Would you output the whole listing below, exactly as it reads?

═══ MATERIAL PROVIDED ═══

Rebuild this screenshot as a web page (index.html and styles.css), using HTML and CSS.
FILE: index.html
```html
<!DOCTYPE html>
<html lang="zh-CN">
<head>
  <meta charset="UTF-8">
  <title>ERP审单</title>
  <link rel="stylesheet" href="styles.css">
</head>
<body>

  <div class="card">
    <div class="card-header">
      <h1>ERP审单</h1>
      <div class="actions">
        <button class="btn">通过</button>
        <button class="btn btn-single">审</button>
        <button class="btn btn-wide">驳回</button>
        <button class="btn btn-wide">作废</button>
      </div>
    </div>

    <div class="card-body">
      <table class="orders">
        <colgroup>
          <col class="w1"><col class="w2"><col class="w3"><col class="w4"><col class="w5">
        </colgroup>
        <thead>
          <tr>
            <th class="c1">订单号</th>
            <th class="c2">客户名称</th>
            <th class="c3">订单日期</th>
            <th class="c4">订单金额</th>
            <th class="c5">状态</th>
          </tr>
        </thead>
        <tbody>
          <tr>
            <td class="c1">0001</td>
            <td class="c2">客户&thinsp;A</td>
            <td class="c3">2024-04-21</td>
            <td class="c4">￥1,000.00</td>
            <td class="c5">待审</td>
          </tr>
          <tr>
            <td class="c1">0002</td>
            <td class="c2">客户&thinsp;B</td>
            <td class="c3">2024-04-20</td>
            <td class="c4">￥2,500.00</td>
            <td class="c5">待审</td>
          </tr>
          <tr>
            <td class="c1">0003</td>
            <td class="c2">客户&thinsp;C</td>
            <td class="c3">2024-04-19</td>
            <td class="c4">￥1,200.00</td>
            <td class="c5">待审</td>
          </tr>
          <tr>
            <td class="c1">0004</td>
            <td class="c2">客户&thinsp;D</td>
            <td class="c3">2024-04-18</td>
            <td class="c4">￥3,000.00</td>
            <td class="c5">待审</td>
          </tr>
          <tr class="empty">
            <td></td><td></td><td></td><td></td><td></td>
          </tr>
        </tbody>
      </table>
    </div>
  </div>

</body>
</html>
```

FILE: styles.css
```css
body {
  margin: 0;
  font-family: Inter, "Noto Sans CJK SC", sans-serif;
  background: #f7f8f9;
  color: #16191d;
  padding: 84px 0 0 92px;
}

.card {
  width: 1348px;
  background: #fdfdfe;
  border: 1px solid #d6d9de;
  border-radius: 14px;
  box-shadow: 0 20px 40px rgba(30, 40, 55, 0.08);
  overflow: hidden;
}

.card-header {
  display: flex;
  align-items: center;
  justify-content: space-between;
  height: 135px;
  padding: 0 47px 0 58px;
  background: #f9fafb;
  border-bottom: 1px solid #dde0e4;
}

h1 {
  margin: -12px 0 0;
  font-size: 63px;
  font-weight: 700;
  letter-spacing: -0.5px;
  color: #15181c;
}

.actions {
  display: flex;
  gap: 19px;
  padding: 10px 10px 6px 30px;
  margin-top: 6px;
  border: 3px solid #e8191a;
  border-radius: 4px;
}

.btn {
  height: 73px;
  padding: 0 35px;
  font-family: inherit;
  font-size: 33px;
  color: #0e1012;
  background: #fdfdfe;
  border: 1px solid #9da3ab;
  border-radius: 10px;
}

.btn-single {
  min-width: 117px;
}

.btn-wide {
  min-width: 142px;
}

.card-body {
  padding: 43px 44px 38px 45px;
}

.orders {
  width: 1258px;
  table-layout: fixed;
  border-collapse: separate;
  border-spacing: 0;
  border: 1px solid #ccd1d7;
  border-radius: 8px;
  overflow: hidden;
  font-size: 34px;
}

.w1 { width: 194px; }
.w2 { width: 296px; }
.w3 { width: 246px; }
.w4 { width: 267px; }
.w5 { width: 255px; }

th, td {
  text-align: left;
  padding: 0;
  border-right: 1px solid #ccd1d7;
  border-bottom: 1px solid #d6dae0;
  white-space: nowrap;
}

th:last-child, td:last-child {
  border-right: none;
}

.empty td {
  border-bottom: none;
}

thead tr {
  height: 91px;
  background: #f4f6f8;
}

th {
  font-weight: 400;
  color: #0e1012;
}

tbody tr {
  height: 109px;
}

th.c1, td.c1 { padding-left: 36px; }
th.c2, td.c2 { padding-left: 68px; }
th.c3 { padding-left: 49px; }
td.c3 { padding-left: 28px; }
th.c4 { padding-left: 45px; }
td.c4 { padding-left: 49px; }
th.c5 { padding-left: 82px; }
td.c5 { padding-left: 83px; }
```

═══

### ANSWER TO THIS EXERCISE
Rebuild this screenshot as a web page (index.html and styles.css), using HTML and CSS.
FILE: index.html
```html
<!DOCTYPE html>
<html lang="zh-CN">
<head>
  <meta charset="UTF-8">
  <title>ERP审单</title>
  <link rel="stylesheet" href="styles.css">
</head>
<body>

  <div class="card">
    <div class="card-header">
      <h1>ERP审单</h1>
      <div class="actions">
        <button class="btn">通过</button>
        <button class="btn btn-single">审</button>
        <button class="btn btn-wide">驳回</button>
        <button class="btn btn-wide">作废</button>
      </div>
    </div>

    <div class="card-body">
      <table class="orders">
        <colgroup>
          <col class="w1"><col class="w2"><col class="w3"><col class="w4"><col class="w5">
        </colgroup>
        <thead>
          <tr>
            <th class="c1">订单号</th>
            <th class="c2">客户名称</th>
            <th class="c3">订单日期</th>
            <th class="c4">订单金额</th>
            <th class="c5">状态</th>
          </tr>
        </thead>
        <tbody>
          <tr>
            <td class="c1">0001</td>
            <td class="c2">客户&thinsp;A</td>
            <td class="c3">2024-04-21</td>
            <td class="c4">￥1,000.00</td>
            <td class="c5">待审</td>
          </tr>
          <tr>
            <td class="c1">0002</td>
            <td class="c2">客户&thinsp;B</td>
            <td class="c3">2024-04-20</td>
            <td class="c4">￥2,500.00</td>
            <td class="c5">待审</td>
          </tr>
          <tr>
            <td class="c1">0003</td>
            <td class="c2">客户&thinsp;C</td>
            <td class="c3">2024-04-19</td>
            <td class="c4">￥1,200.00</td>
            <td class="c5">待审</td>
          </tr>
          <tr>
            <td class="c1">0004</td>
            <td class="c2">客户&thinsp;D</td>
            <td class="c3">2024-04-18</td>
            <td class="c4">￥3,000.00</td>
            <td class="c5">待审</td>
          </tr>
          <tr class="empty">
            <td></td><td></td><td></td><td></td><td></td>
          </tr>
        </tbody>
      </table>
    </div>
  </div>

</body>
</html>
```

FILE: styles.css
```css
body {
  margin: 0;
  font-family: Inter, "Noto Sans CJK SC", sans-serif;
  background: #f7f8f9;
  color: #16191d;
  padding: 84px 0 0 92px;
}

.card {
  width: 1348px;
  background: #fdfdfe;
  border: 1px solid #d6d9de;
  border-radius: 14px;
  box-shadow: 0 20px 40px rgba(30, 40, 55, 0.08);
  overflow: hidden;
}

.card-header {
  display: flex;
  align-items: center;
  justify-content: space-between;
  height: 135px;
  padding: 0 47px 0 58px;
  background: #f9fafb;
  border-bottom: 1px solid #dde0e4;
}

h1 {
  margin: -12px 0 0;
  font-size: 63px;
  font-weight: 700;
  letter-spacing: -0.5px;
  color: #15181c;
}

.actions {
  display: flex;
  gap: 19px;
  padding: 10px 10px 6px 30px;
  margin-top: 6px;
  border: 3px solid #e8191a;
  border-radius: 4px;
}

.btn {
  height: 73px;
  padding: 0 35px;
  font-family: inherit;
  font-size: 33px;
  color: #0e1012;
  background: #fdfdfe;
  border: 1px solid #9da3ab;
  border-radius: 10px;
}

.btn-single {
  min-width: 117px;
}

.btn-wide {
  min-width: 142px;
}

.card-body {
  padding: 43px 44px 38px 45px;
}

.orders {
  width: 1258px;
  table-layout: fixed;
  border-collapse: separate;
  border-spacing: 0;
  border: 1px solid #ccd1d7;
  border-radius: 8px;
  overflow: hidden;
  font-size: 34px;
}

.w1 { width: 194px; }
.w2 { width: 296px; }
.w3 { width: 246px; }
.w4 { width: 267px; }
.w5 { width: 255px; }

th, td {
  text-align: left;
  padding: 0;
  border-right: 1px solid #ccd1d7;
  border-bottom: 1px solid #d6dae0;
  white-space: nowrap;
}

th:last-child, td:last-child {
  border-right: none;
}

.empty td {
  border-bottom: none;
}

thead tr {
  height: 91px;
  background: #f4f6f8;
}

th {
  font-weight: 400;
  color: #0e1012;
}

tbody tr {
  height: 109px;
}

th.c1, td.c1 { padding-left: 36px; }
th.c2, td.c2 { padding-left: 68px; }
th.c3 { padding-left: 49px; }
td.c3 { padding-left: 28px; }
th.c4 { padding-left: 45px; }
td.c4 { padding-left: 49px; }
th.c5 { padding-left: 82px; }
td.c5 { padding-left: 83px; }
```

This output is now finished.